**TASK DETAILS:**
Read the material below and tally how many lines hold the word "React", giving the number and nothing else.

**INFORMATION PROVIDED:**
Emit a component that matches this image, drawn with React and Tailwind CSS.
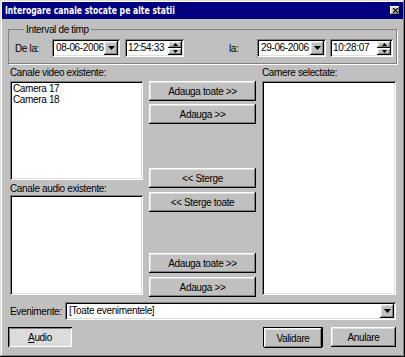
import React from 'react';

const raised =
  'bg-[#c0c0c0] shadow-[inset_-1px_-1px_0_#000,inset_1px_1px_0_#fff,inset_-2px_-2px_0_#808080,inset_2px_2px_0_#dfdfdf]';
const sunken =
  'bg-white shadow-[inset_1px_1px_0_#808080,inset_-1px_-1px_0_#fff,inset_2px_2px_0_#000,inset_-2px_-2px_0_#dfdfdf]';

const DownArrow = () => (
  <svg width="7" height="4" viewBox="0 0 7 4">
    <path d="M0 0h7L3.5 4z" fill="#000" />
  </svg>
);

const DropButton = () => (
  <div className={`w-[14px] h-[14px] shrink-0 flex items-center justify-center ${raised}`}>
    <DownArrow />
  </div>
);

const DateField = ({ value, width }) => (
  <div className={`${width} h-[18px] p-[2px] flex items-center ${sunken}`}>
    <span className="flex-1 pl-[2px] leading-[14px] whitespace-nowrap overflow-hidden">{value}</span>
    <DropButton />
  </div>
);

const TimeField = ({ value, width }) => (
  <div className={`${width} h-[18px] p-[2px] flex items-center ${sunken}`}>
    <span className="flex-1 pl-[1px] leading-[14px] whitespace-nowrap overflow-hidden">{value}</span>
    <div className="flex flex-col w-[14px] h-[14px] shrink-0">
      <div className={`h-[7px] flex items-center justify-center ${raised}`}>
        <svg width="5" height="3" viewBox="0 0 5 3">
          <path d="M2.5 0L5 3H0z" fill="#000" />
        </svg>
      </div>
      <div className={`h-[7px] flex items-center justify-center ${raised}`}>
        <svg width="5" height="3" viewBox="0 0 5 3">
          <path d="M0 0h5L2.5 3z" fill="#000" />
        </svg>
      </div>
    </div>
  </div>
);

const Btn = ({ children, className = '' }) => (
  <div className={`h-[20px] flex items-center justify-center whitespace-nowrap ${raised} ${className}`}>
    {children}
  </div>
);

export default function App() {
  return (
    <div
      className="w-[405px] h-[357px] bg-[#c0c0c0] p-[2px] flex flex-col text-[10px] tracking-[-0.35px] text-black shadow-[inset_-1px_-1px_0_#000,inset_1px_1px_0_#dfdfdf,inset_-2px_-2px_0_#808080,inset_2px_2px_0_#fff]"
      style={{ fontFamily: '"Liberation Sans", Arial, sans-serif' }}
    >
      {/* Title bar */}
      <div className="h-[17px] bg-[#000080] flex items-center justify-between pl-[3px] pr-[2px] overflow-hidden">
        <span
          className="inline-block text-white font-bold text-[11px] tracking-normal leading-[17px] whitespace-nowrap origin-left scale-x-[0.7]"
          style={{ fontFamily: '"DejaVu Sans", Verdana, sans-serif' }}
        >
          Interogare canale stocate pe alte statii
        </span>
        <div className={`w-[10px] h-[9px] mr-[1px] flex items-center justify-center ${raised}`}>
          <svg width="5" height="5" viewBox="0 0 5 5">
            <path d="M0 0L5 5M5 0L0 5" stroke="#000" strokeWidth="1.2" />
          </svg>
        </div>
      </div>

      <div className="flex-1 flex flex-col px-[6px]">
        {/* Interval de timp */}
        <fieldset className="mt-[4px] border border-[#808080] pl-[6px] pb-[6px] shadow-[1px_1px_0_#fff]">
          <legend className="ml-[9px] px-[2px] leading-[13px]">Interval de timp</legend>
          <div className="flex items-center mt-[3px]">
            <span className="w-[37px]">De la:</span>
            <DateField value="08-06-2006" width="w-[68px]" />
            <div className="w-[5px]" />
            <TimeField value="12:54:33" width="w-[59px]" />
            <span className="ml-[45px] w-[28px]">la:</span>
            <DateField value="29-06-2006" width="w-[69px]" />
            <div className="w-[4px]" />
            <TimeField value="10:28:07" width="w-[63px]" />
          </div>
        </fieldset>

        {/* Channels */}
        <div className="flex mt-[2px]">
          <div className="w-[133px] ml-[2px] flex flex-col">
            <span className="leading-[13px]">Canale video existente:</span>
            <div className={`mt-[2px] h-[99px] px-[3px] py-[2px] ${sunken}`}>
              <div className="leading-[11px]">Camera 17</div>
              <div className="leading-[11px]">Camera 18</div>
            </div>
            <span className="mt-[2px] leading-[13px]">Canale audio existente:</span>
            <div className={`h-[100px] ${sunken}`} />
          </div>

          <div className="w-[107px] ml-[6px] pt-[15px] flex flex-col">
            <Btn>Adauga toate &gt;&gt;</Btn>
            <Btn className="mt-[3px]">Adauga &gt;&gt;</Btn>
            <Btn className="mt-[44px]">&lt;&lt; Sterge</Btn>
            <Btn className="mt-[4px]">&lt;&lt; Sterge toate</Btn>
            <Btn className="mt-[41px]">Adauga toate &gt;&gt;</Btn>
            <Btn className="mt-[4px]">Adauga &gt;&gt;</Btn>
          </div>

          <div className="w-[134px] ml-[6px] flex flex-col">
            <span className="leading-[13px]">Camere selectate:</span>
            <div className={`mt-[2px] h-[214px] ${sunken}`} />
          </div>
        </div>

        {/* Evenimente */}
        <div className="flex items-center mt-[5px] ml-[2px] mr-[1px]">
          <span className="w-[55px]">Evenimente:</span>
          <div className={`flex-1 h-[18px] p-[2px] flex items-center ${sunken}`}>
            <span className="flex-1 pl-[2px] leading-[14px]">[Toate evenimentele]</span>
            <DropButton />
          </div>
        </div>

        {/* Bottom buttons */}
        <div className="flex items-center mt-[7px] mr-[1px]">
          <div className="w-[64px] h-[20px] flex items-center justify-center bg-[#dcdcdc] shadow-[inset_1px_1px_0_#000,inset_-1px_-1px_0_#fff,inset_2px_2px_0_#808080,inset_-2px_-2px_0_#dfdfdf]">
            <span>
              <span className="underline">A</span>udio
            </span>
          </div>
          <div className="flex-1" />
          <div className="w-[60px] h-[20px] border border-black">
            <Btn className="h-[18px]">Validare</Btn>
          </div>
          <Btn className="w-[65px] ml-[8px]">Anulare</Btn>
        </div>
      </div>
    </div>
  );
}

**RESPONSE TO THIS TASK:**
2